Lastly, I recommend offering comparative data on Airbnb pricings and value per bedroom. It can be a great tool for hosts to understand the current market and optimize their listings.
Insights Deep-Dive
Instant bookable feature
Instant bookable listing have an estimated increase of 6% in occupancy, 4% in number of reviews, and keeps a negligible impact on the average review ratings. The average review rating has a difference of only 0.2/5. This means that there are many ways to give a great and personalized experience to renters, either it is with instant bookings or not. There is a higher ratio of hosts that don’t use the feature at 1.24 to 1.
Year on year growth
We can observe a drop in bookings from March to May of 18% in comparison to last year. The month of April knows the lowest monthly performance of this year with a drop of almost 10%.
Comparing March 2024 to 2025, we observe a significant drop of 15% of bookings.
On a positive note, from fall to the end of the year and the beginning of 2026, bookings pick back up. More so, there is a 4-5% increase in September and December.
Number of bedrooms
BnBs with 1 to 3 bedrooms is where the offer is at its highest. Together, they represent 94% of the all offerings. We can also observe that the distribution of the average occupancy per Bnb is more homogenous.
There is a slight increase in demand and decrease in offer in the range of 1 to 3 bedrooms. Whilst 1 bedroom BnBs are the most common with more than double the amount of listings from the runner up, 2 bedrooms listings know only a 0.5% increase of occupancy. The BnBs with 3 bedrooms have 4 times less offering and 1% increase of demand compared to single bedroom.
BnBs with 6 bedrooms and more make up for less than 1% of the total amount of offering. Due to the small number of listings, they are left out of my analysis because factors like location, pricing, and overall quality have a bigger impact on occupancy.
Pricing
Listings with single bedrooms offer an average renting price of 99$. From there, the price per bedroom bottoms out to around 30% at the 3 bedrooms mark. It then picks back up progressively up to about 20% higher then a single bedroom from 3 to 7.
Once again, 8 bedrooms and more constitute a small number of listings overall, which makes the entries too heterogenous and unreliable for analysis.
Recommendations
-
Help hosts quickly boost their occupancy: The instant bookable feature is a great tip to recommend to hosts so their can quickly increase their turnover and number of reviews.
-
Highlight the listings most in demand : Showcase the market opportunity for hosts to rent 3 bedrooms. This will help them increase their listings occupancy and may help them take steps to diversify their offer. Note: The main target audience in the Greater Montreal are hosts with 1 to 3 bedrooms. I recommend personalizing the data with this range in mind.
-
Refine key financial data to empower hosts: Offer comparative data in terms of pricing per number of bedroom in their neighborhood and Great Montreal.
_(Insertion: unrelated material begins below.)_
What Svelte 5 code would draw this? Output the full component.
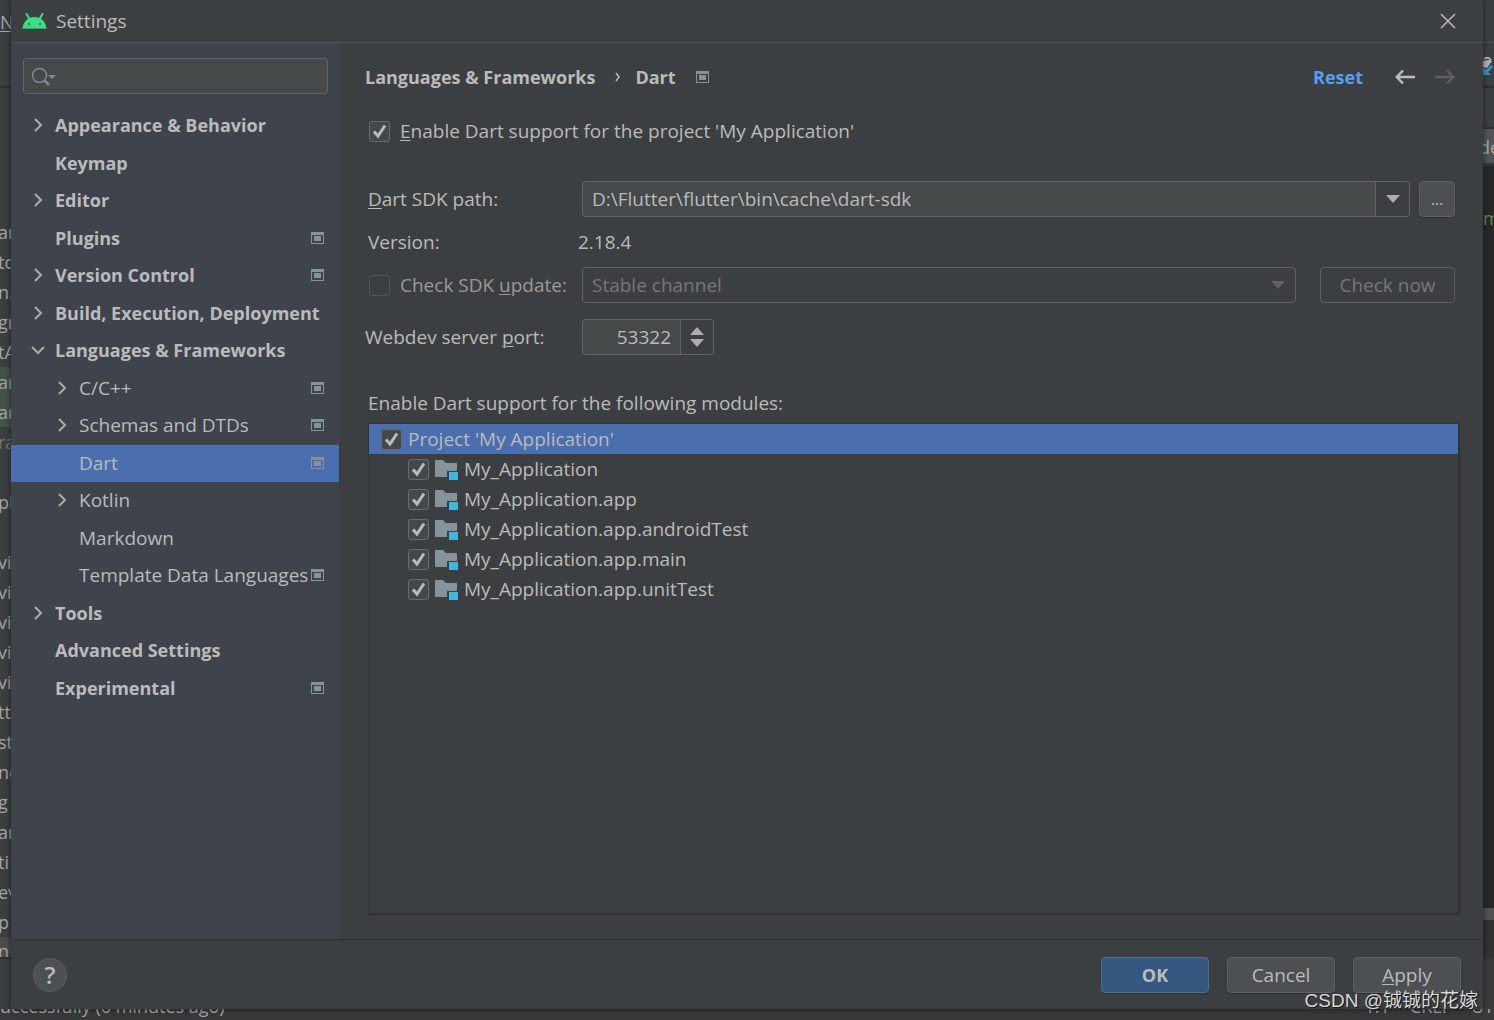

This will enable hosts further their knowledge of the current market and optimize their listings in terms of bookings and profits.
Clarifying Questions
In the original listings
table:
- How do
review_scores_rating
,review_scores_value
andreview_scores_accuracy
differentiate themselves from each other?
Defining the next steps of the analysis:
- Are there more relevant insights they would like to have at hand?
- How do they intent to relay the neighbourhood and Great Montreal comparison in the newsletters?
Assumption and caveats
calendar.csv + calendar24.csv
- Snapshots are less than a year apart:
- The dates of the two snapshots overlap by 16 days, which makes the data less accurate for comparison.
- From 2025 March 06 to March 22, the data overlaps. I removed these dates from the 2025-2026 dataset to increase accuracy.
- the month of March 2026 is missing the last 11 days for a complete two year comparison. Due to this missing data, The YoY comparison is potentially skewed.
-
More than 365 days of data scraping:
- The 2025-2026 snapshot originally contained more than 365 days of data. The removal of the overlapping days resulted in 353 days left of for analysis.
-
Missing data:
- From March 6th to 11th for both 2025 and 2026, the count of listing per day is decreasing, which implies that there are dates missing per listing in the snapshot.
listings.csv
- Because a listing does not differentiate between a booked vs an unavailable night ( they both have been counted as “unavailable”, I filtered the listings to remove inactive ones.
Tableau Public
- Because of the massive calendars dataset, I grouped the data before using Tableau to enable the program to process it.